:: Work instructions ::
In the entries below, count every line containing "this". Reply with the number alone.

:: Available data ::
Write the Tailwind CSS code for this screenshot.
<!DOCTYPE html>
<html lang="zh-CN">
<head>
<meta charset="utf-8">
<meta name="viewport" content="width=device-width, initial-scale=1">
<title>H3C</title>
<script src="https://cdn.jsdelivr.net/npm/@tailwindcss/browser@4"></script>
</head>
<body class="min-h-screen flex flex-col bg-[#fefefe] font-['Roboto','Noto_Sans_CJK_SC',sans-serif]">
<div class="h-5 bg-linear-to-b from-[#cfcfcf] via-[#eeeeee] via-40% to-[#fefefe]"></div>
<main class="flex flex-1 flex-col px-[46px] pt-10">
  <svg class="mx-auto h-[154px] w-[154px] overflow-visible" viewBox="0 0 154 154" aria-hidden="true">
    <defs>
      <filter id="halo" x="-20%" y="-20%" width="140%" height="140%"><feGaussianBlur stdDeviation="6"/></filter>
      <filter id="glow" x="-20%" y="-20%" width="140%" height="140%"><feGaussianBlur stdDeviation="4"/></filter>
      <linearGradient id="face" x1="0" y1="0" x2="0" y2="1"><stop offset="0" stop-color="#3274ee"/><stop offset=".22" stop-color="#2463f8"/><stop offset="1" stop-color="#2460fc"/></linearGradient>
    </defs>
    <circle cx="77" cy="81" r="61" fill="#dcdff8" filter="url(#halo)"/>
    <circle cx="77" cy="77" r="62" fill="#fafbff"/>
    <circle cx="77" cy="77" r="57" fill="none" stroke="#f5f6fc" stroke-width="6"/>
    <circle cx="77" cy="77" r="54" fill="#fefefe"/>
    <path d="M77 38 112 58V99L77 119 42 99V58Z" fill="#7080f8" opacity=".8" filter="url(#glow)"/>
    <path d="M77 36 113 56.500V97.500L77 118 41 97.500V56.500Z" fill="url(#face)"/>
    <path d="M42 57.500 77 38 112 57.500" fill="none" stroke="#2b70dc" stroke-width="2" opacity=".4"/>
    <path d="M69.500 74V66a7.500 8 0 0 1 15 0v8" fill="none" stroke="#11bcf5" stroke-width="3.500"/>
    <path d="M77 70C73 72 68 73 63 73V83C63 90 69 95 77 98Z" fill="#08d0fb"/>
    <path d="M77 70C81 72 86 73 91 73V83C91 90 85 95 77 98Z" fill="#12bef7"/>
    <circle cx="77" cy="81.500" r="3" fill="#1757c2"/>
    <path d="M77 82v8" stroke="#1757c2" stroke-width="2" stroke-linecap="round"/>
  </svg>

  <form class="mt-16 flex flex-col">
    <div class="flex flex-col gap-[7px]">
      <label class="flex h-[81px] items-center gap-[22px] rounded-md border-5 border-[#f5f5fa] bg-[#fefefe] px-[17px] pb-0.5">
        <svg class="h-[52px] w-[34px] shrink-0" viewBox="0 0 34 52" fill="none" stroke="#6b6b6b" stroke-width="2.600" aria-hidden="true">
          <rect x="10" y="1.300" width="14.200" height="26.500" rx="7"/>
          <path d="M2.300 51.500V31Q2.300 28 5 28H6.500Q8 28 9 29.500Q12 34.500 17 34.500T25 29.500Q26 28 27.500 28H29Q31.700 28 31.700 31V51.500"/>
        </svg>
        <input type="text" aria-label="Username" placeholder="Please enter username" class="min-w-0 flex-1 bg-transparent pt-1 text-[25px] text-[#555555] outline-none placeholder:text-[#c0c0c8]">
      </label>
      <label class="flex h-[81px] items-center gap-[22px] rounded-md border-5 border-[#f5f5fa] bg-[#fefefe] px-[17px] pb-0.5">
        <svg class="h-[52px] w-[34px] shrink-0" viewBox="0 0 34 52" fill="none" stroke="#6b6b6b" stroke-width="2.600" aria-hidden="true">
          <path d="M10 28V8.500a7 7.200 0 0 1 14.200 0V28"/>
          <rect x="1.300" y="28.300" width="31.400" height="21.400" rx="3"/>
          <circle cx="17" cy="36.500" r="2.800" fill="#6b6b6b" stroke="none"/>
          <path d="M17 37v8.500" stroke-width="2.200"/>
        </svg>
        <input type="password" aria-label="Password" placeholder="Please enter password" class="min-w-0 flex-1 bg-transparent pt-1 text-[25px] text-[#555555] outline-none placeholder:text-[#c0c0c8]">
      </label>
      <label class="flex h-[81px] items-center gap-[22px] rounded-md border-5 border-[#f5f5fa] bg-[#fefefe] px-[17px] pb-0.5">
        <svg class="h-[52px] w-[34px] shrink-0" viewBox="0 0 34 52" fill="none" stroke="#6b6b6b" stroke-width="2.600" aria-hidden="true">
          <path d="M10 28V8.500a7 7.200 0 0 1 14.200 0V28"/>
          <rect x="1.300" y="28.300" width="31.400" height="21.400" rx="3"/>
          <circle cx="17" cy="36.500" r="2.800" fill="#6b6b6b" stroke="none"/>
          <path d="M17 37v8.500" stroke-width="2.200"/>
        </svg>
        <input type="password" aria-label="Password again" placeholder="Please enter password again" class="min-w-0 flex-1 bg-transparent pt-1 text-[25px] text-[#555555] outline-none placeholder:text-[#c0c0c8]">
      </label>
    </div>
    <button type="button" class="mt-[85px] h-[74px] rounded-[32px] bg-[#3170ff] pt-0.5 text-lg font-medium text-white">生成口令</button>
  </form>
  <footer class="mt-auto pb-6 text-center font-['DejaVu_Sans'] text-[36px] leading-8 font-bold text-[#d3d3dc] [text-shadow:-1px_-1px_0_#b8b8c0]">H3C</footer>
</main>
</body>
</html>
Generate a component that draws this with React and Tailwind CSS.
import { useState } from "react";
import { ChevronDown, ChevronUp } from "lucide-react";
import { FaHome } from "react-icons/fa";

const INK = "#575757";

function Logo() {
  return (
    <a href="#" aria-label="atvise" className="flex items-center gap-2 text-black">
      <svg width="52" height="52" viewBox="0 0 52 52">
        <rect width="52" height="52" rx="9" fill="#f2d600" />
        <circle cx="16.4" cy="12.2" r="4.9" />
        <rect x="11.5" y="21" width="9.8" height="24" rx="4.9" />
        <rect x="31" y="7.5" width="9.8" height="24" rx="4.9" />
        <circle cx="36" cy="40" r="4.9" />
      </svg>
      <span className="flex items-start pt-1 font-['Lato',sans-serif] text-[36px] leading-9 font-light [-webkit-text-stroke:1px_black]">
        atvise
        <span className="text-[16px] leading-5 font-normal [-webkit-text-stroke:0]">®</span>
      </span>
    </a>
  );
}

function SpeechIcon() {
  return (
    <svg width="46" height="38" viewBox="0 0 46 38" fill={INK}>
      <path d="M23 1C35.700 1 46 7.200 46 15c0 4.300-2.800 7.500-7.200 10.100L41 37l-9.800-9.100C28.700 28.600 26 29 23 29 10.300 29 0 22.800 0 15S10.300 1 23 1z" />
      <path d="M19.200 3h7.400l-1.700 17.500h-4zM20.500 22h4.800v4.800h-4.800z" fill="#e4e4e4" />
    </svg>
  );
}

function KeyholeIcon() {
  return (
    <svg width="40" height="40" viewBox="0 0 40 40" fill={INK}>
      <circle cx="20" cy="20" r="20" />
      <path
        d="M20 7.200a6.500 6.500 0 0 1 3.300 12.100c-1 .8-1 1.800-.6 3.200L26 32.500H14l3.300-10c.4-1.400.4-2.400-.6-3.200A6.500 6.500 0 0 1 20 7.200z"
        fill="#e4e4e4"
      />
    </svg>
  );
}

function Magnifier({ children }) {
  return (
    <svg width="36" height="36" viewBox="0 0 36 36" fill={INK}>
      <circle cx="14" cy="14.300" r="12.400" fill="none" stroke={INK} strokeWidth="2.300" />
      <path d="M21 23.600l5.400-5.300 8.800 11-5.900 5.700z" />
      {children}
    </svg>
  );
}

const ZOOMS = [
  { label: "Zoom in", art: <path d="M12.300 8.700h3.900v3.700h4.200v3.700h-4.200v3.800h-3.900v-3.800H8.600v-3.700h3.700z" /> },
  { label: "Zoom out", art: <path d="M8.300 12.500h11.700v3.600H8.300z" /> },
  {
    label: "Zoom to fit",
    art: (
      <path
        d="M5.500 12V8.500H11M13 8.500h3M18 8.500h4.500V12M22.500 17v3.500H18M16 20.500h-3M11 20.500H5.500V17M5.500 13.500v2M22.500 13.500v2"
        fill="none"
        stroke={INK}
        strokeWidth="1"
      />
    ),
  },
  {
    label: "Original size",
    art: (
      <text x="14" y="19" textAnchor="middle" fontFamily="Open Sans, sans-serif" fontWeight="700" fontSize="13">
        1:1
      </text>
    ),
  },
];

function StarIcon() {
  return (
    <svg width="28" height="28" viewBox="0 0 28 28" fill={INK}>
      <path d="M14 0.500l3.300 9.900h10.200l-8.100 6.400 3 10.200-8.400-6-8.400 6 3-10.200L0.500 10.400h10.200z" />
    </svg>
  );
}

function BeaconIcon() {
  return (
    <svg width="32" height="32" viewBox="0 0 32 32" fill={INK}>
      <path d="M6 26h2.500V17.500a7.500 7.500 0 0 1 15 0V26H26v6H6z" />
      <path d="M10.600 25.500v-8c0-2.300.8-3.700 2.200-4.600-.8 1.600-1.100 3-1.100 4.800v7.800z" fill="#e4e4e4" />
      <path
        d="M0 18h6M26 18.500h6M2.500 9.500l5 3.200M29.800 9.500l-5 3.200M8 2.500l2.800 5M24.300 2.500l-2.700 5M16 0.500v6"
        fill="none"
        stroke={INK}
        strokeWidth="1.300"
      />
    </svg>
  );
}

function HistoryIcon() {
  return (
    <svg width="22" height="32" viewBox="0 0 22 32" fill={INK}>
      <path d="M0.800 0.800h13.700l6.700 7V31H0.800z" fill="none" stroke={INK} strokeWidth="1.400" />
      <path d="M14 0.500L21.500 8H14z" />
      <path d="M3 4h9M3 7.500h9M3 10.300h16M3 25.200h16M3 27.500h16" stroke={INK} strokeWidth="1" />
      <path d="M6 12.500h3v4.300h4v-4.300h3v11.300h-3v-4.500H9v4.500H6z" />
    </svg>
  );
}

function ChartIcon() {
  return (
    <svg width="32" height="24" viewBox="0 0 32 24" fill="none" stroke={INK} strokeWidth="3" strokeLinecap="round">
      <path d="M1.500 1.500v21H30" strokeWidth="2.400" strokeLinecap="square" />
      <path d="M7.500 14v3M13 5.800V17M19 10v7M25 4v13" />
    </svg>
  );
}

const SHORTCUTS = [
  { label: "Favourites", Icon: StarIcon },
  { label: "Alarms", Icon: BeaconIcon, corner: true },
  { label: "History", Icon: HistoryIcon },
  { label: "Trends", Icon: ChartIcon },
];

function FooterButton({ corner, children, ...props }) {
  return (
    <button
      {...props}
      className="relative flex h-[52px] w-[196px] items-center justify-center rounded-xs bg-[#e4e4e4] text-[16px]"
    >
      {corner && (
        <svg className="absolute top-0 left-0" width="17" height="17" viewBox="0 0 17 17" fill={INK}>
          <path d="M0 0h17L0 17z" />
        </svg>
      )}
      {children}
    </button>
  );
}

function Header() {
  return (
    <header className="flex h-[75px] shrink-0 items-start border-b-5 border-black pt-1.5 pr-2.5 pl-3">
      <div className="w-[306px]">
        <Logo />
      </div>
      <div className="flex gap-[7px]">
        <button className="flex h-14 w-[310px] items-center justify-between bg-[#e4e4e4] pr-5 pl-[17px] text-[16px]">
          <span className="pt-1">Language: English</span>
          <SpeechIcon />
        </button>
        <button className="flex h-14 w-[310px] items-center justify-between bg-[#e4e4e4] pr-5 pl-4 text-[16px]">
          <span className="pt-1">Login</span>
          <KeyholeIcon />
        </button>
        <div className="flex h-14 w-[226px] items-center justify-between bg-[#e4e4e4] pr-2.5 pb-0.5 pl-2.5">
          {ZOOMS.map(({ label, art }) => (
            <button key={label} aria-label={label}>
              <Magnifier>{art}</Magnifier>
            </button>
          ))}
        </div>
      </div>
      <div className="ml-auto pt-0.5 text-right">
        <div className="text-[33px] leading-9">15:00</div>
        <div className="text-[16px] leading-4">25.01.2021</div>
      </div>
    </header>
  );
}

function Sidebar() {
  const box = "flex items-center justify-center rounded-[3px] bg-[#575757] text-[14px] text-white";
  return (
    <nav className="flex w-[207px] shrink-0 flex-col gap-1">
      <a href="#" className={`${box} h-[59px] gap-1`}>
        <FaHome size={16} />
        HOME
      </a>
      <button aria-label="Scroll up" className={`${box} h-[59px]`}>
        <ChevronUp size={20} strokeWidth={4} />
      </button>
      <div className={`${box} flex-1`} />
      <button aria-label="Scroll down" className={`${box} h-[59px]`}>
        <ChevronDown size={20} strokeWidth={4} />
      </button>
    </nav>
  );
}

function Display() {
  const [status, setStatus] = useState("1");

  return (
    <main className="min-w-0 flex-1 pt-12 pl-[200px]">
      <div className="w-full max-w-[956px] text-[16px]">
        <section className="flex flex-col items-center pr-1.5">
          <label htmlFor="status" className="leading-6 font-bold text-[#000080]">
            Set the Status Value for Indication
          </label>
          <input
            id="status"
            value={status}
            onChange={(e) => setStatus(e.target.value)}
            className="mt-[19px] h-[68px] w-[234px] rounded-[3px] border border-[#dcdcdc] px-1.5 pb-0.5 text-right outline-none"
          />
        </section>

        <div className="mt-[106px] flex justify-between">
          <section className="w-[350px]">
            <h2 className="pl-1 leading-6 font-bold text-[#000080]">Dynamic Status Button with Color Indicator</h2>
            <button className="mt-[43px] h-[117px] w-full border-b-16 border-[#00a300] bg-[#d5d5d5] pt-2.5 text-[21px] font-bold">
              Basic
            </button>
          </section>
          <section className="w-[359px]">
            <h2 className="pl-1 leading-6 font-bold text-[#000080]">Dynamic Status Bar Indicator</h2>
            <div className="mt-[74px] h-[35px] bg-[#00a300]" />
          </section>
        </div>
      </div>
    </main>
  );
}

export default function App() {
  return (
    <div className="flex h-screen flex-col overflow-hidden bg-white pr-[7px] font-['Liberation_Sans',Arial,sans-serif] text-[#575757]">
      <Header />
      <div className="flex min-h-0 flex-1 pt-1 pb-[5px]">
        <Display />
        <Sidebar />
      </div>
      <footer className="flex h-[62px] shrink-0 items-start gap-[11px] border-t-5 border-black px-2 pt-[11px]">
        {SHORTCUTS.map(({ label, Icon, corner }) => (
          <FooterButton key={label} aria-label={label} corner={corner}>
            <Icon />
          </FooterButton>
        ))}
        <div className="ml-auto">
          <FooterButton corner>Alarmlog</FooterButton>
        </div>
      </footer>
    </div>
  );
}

:: Full answer ::
2